* [Challenge] Give a verbatim copy of the lines below, minus the pictures.

•••••

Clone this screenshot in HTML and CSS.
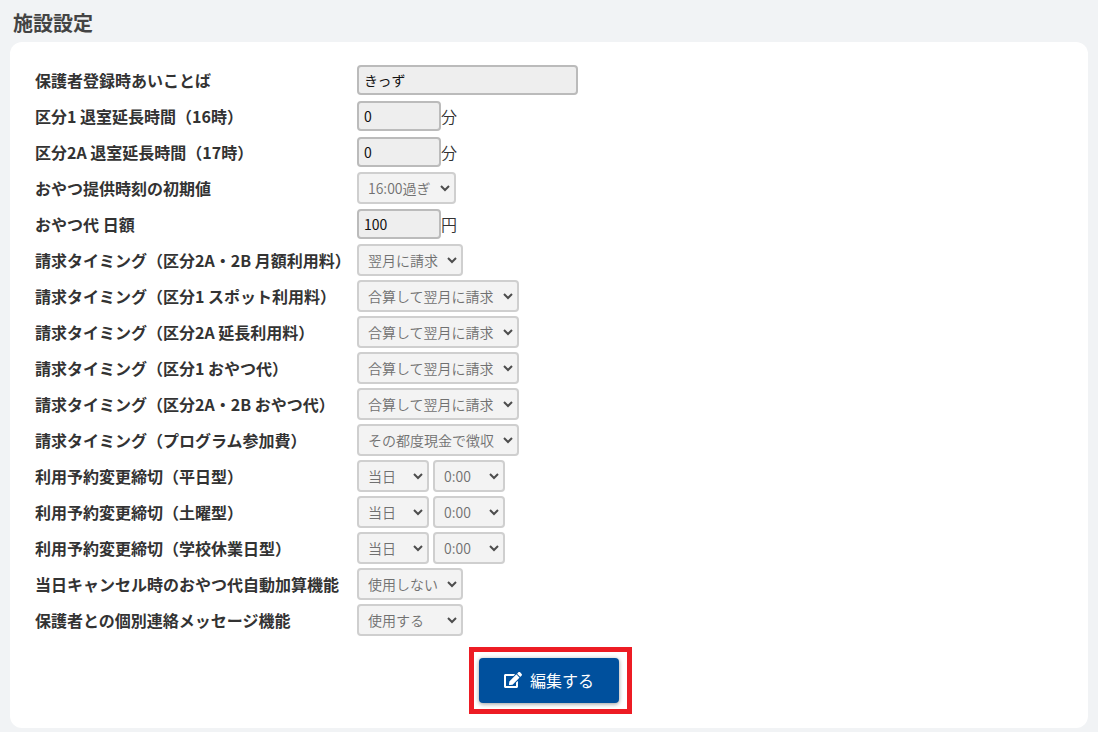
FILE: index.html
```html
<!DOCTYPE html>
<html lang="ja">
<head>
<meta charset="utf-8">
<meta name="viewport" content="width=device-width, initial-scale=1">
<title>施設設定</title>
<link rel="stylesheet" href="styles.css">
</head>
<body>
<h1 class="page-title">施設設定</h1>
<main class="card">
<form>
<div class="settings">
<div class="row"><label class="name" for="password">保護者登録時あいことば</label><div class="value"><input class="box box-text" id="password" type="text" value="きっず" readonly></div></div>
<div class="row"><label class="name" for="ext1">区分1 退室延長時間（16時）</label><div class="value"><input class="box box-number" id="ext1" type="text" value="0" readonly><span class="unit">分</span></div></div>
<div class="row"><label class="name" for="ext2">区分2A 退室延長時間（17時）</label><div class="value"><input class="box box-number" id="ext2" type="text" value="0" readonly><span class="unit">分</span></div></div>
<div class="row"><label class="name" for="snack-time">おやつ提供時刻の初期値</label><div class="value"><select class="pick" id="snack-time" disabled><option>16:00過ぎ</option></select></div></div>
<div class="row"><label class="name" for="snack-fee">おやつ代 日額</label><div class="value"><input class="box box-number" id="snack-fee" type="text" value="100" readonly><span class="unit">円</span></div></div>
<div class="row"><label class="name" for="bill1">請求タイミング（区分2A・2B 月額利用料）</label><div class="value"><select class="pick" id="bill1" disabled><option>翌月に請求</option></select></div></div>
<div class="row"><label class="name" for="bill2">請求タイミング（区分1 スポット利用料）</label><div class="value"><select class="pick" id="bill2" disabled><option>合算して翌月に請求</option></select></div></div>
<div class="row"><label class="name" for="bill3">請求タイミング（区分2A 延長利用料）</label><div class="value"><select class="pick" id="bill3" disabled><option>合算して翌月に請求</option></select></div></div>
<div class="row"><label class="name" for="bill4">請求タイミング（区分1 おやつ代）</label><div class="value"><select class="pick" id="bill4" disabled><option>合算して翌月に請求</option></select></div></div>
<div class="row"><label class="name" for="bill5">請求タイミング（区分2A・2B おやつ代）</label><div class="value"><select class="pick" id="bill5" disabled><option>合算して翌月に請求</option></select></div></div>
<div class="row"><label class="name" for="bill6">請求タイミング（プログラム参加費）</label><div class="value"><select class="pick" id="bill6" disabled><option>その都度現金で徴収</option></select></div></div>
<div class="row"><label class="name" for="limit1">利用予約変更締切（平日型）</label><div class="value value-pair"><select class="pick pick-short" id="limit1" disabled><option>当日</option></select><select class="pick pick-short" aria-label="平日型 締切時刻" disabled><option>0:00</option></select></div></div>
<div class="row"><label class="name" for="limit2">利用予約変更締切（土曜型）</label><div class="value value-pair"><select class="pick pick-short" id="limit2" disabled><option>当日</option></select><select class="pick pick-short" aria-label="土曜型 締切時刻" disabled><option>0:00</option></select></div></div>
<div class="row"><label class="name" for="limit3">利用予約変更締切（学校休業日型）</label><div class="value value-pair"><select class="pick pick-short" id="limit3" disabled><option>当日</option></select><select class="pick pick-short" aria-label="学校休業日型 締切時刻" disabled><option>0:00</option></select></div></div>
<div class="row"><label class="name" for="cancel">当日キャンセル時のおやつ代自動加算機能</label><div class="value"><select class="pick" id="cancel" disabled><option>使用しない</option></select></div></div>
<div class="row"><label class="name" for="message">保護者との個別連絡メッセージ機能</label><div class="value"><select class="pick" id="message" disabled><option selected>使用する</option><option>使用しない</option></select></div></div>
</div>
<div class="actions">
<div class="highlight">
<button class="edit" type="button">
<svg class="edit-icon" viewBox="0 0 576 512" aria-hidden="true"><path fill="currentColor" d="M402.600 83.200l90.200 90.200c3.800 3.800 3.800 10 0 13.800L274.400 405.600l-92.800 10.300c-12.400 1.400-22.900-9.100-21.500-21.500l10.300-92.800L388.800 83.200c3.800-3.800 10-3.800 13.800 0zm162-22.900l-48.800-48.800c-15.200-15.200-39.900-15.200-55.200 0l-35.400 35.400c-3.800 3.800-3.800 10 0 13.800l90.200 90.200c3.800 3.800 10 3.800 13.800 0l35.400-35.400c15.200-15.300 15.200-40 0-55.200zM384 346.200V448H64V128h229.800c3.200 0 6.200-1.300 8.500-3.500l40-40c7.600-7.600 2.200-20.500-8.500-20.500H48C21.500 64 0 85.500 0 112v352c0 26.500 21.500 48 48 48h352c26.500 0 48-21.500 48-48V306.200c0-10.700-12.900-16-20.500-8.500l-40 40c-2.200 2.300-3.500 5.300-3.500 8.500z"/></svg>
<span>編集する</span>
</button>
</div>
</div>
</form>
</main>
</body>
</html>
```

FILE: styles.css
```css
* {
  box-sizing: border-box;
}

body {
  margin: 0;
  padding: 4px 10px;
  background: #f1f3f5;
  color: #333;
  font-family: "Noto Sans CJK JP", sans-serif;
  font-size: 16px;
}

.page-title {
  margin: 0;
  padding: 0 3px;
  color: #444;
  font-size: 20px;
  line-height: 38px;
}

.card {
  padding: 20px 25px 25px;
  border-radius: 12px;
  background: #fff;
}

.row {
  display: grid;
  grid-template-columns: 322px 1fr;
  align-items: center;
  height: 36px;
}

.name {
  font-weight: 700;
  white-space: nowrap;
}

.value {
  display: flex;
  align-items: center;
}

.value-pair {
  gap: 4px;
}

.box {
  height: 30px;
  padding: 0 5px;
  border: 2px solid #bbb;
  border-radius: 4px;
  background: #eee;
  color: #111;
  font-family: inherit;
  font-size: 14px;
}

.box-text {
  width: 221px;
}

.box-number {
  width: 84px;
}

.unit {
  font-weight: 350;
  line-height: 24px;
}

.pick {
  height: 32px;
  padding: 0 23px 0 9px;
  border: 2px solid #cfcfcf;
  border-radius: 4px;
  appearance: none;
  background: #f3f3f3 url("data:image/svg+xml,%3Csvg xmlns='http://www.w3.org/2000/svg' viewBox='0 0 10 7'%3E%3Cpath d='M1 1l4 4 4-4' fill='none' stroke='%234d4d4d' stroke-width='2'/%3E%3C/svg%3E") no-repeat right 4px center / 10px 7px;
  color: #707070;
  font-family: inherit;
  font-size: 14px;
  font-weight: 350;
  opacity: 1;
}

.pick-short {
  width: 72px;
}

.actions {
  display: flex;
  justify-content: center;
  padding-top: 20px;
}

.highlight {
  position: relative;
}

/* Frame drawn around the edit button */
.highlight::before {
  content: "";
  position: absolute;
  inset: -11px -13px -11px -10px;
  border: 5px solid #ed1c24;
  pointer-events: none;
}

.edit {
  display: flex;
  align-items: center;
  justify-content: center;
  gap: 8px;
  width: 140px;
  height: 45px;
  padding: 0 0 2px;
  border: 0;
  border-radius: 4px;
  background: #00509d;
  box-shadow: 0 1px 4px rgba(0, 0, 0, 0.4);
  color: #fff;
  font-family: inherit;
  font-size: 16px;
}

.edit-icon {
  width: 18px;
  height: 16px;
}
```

•••••

* [Correct answer]
Clone this screenshot in HTML and CSS.
FILE: index.html
```html
<!DOCTYPE html>
<html lang="ja">
<head>
<meta charset="utf-8">
<meta name="viewport" content="width=device-width, initial-scale=1">
<title>施設設定</title>
<link rel="stylesheet" href="styles.css">
</head>
<body>
<h1 class="page-title">施設設定</h1>
<main class="card">
<form>
<div class="settings">
<div class="row"><label class="name" for="password">保護者登録時あいことば</label><div class="value"><input class="box box-text" id="password" type="text" value="きっず" readonly></div></div>
<div class="row"><label class="name" for="ext1">区分1 退室延長時間（16時）</label><div class="value"><input class="box box-number" id="ext1" type="text" value="0" readonly><span class="unit">分</span></div></div>
<div class="row"><label class="name" for="ext2">区分2A 退室延長時間（17時）</label><div class="value"><input class="box box-number" id="ext2" type="text" value="0" readonly><span class="unit">分</span></div></div>
<div class="row"><label class="name" for="snack-time">おやつ提供時刻の初期値</label><div class="value"><select class="pick" id="snack-time" disabled><option>16:00過ぎ</option></select></div></div>
<div class="row"><label class="name" for="snack-fee">おやつ代 日額</label><div class="value"><input class="box box-number" id="snack-fee" type="text" value="100" readonly><span class="unit">円</span></div></div>
<div class="row"><label class="name" for="bill1">請求タイミング（区分2A・2B 月額利用料）</label><div class="value"><select class="pick" id="bill1" disabled><option>翌月に請求</option></select></div></div>
<div class="row"><label class="name" for="bill2">請求タイミング（区分1 スポット利用料）</label><div class="value"><select class="pick" id="bill2" disabled><option>合算して翌月に請求</option></select></div></div>
<div class="row"><label class="name" for="bill3">請求タイミング（区分2A 延長利用料）</label><div class="value"><select class="pick" id="bill3" disabled><option>合算して翌月に請求</option></select></div></div>
<div class="row"><label class="name" for="bill4">請求タイミング（区分1 おやつ代）</label><div class="value"><select class="pick" id="bill4" disabled><option>合算して翌月に請求</option></select></div></div>
<div class="row"><label class="name" for="bill5">請求タイミング（区分2A・2B おやつ代）</label><div class="value"><select class="pick" id="bill5" disabled><option>合算して翌月に請求</option></select></div></div>
<div class="row"><label class="name" for="bill6">請求タイミング（プログラム参加費）</label><div class="value"><select class="pick" id="bill6" disabled><option>その都度現金で徴収</option></select></div></div>
<div class="row"><label class="name" for="limit1">利用予約変更締切（平日型）</label><div class="value value-pair"><select class="pick pick-short" id="limit1" disabled><option>当日</option></select><select class="pick pick-short" aria-label="平日型 締切時刻" disabled><option>0:00</option></select></div></div>
<div class="row"><label class="name" for="limit2">利用予約変更締切（土曜型）</label><div class="value value-pair"><select class="pick pick-short" id="limit2" disabled><option>当日</option></select><select class="pick pick-short" aria-label="土曜型 締切時刻" disabled><option>0:00</option></select></div></div>
<div class="row"><label class="name" for="limit3">利用予約変更締切（学校休業日型）</label><div class="value value-pair"><select class="pick pick-short" id="limit3" disabled><option>当日</option></select><select class="pick pick-short" aria-label="学校休業日型 締切時刻" disabled><option>0:00</option></select></div></div>
<div class="row"><label class="name" for="cancel">当日キャンセル時のおやつ代自動加算機能</label><div class="value"><select class="pick" id="cancel" disabled><option>使用しない</option></select></div></div>
<div class="row"><label class="name" for="message">保護者との個別連絡メッセージ機能</label><div class="value"><select class="pick" id="message" disabled><option selected>使用する</option><option>使用しない</option></select></div></div>
</div>
<div class="actions">
<div class="highlight">
<button class="edit" type="button">
<svg class="edit-icon" viewBox="0 0 576 512" aria-hidden="true"><path fill="currentColor" d="M402.600 83.200l90.200 90.200c3.800 3.800 3.800 10 0 13.800L274.400 405.600l-92.800 10.300c-12.400 1.400-22.900-9.100-21.500-21.500l10.300-92.800L388.800 83.200c3.800-3.800 10-3.800 13.800 0zm162-22.900l-48.800-48.800c-15.200-15.200-39.900-15.200-55.200 0l-35.400 35.400c-3.800 3.800-3.800 10 0 13.800l90.200 90.200c3.800 3.800 10 3.800 13.800 0l35.400-35.400c15.200-15.300 15.200-40 0-55.200zM384 346.200V448H64V128h229.800c3.200 0 6.200-1.300 8.500-3.500l40-40c7.600-7.600 2.200-20.500-8.500-20.500H48C21.500 64 0 85.500 0 112v352c0 26.500 21.500 48 48 48h352c26.500 0 48-21.500 48-48V306.200c0-10.700-12.900-16-20.500-8.500l-40 40c-2.200 2.300-3.500 5.300-3.500 8.500z"/></svg>
<span>編集する</span>
</button>
</div>
</div>
</form>
</main>
</body>
</html>
```

FILE: styles.css
```css
* {
  box-sizing: border-box;
}

body {
  margin: 0;
  padding: 4px 10px;
  background: #f1f3f5;
  color: #333;
  font-family: "Noto Sans CJK JP", sans-serif;
  font-size: 16px;
}

.page-title {
  margin: 0;
  padding: 0 3px;
  color: #444;
  font-size: 20px;
  line-height: 38px;
}

.card {
  padding: 20px 25px 25px;
  border-radius: 12px;
  background: #fff;
}

.row {
  display: grid;
  grid-template-columns: 322px 1fr;
  align-items: center;
  height: 36px;
}

.name {
  font-weight: 700;
  white-space: nowrap;
}

.value {
  display: flex;
  align-items: center;
}

.value-pair {
  gap: 4px;
}

.box {
  height: 30px;
  padding: 0 5px;
  border: 2px solid #bbb;
  border-radius: 4px;
  background: #eee;
  color: #111;
  font-family: inherit;
  font-size: 14px;
}

.box-text {
  width: 221px;
}

.box-number {
  width: 84px;
}

.unit {
  font-weight: 350;
  line-height: 24px;
}

.pick {
  height: 32px;
  padding: 0 23px 0 9px;
  border: 2px solid #cfcfcf;
  border-radius: 4px;
  appearance: none;
  background: #f3f3f3 url("data:image/svg+xml,%3Csvg xmlns='http://www.w3.org/2000/svg' viewBox='0 0 10 7'%3E%3Cpath d='M1 1l4 4 4-4' fill='none' stroke='%234d4d4d' stroke-width='2'/%3E%3C/svg%3E") no-repeat right 4px center / 10px 7px;
  color: #707070;
  font-family: inherit;
  font-size: 14px;
  font-weight: 350;
  opacity: 1;
}

.pick-short {
  width: 72px;
}

.actions {
  display: flex;
  justify-content: center;
  padding-top: 20px;
}

.highlight {
  position: relative;
}

/* Frame drawn around the edit button */
.highlight::before {
  content: "";
  position: absolute;
  inset: -11px -13px -11px -10px;
  border: 5px solid #ed1c24;
  pointer-events: none;
}

.edit {
  display: flex;
  align-items: center;
  justify-content: center;
  gap: 8px;
  width: 140px;
  height: 45px;
  padding: 0 0 2px;
  border: 0;
  border-radius: 4px;
  background: #00509d;
  box-shadow: 0 1px 4px rgba(0, 0, 0, 0.4);
  color: #fff;
  font-family: inherit;
  font-size: 16px;
}

.edit-icon {
  width: 18px;
  height: 16px;
}
```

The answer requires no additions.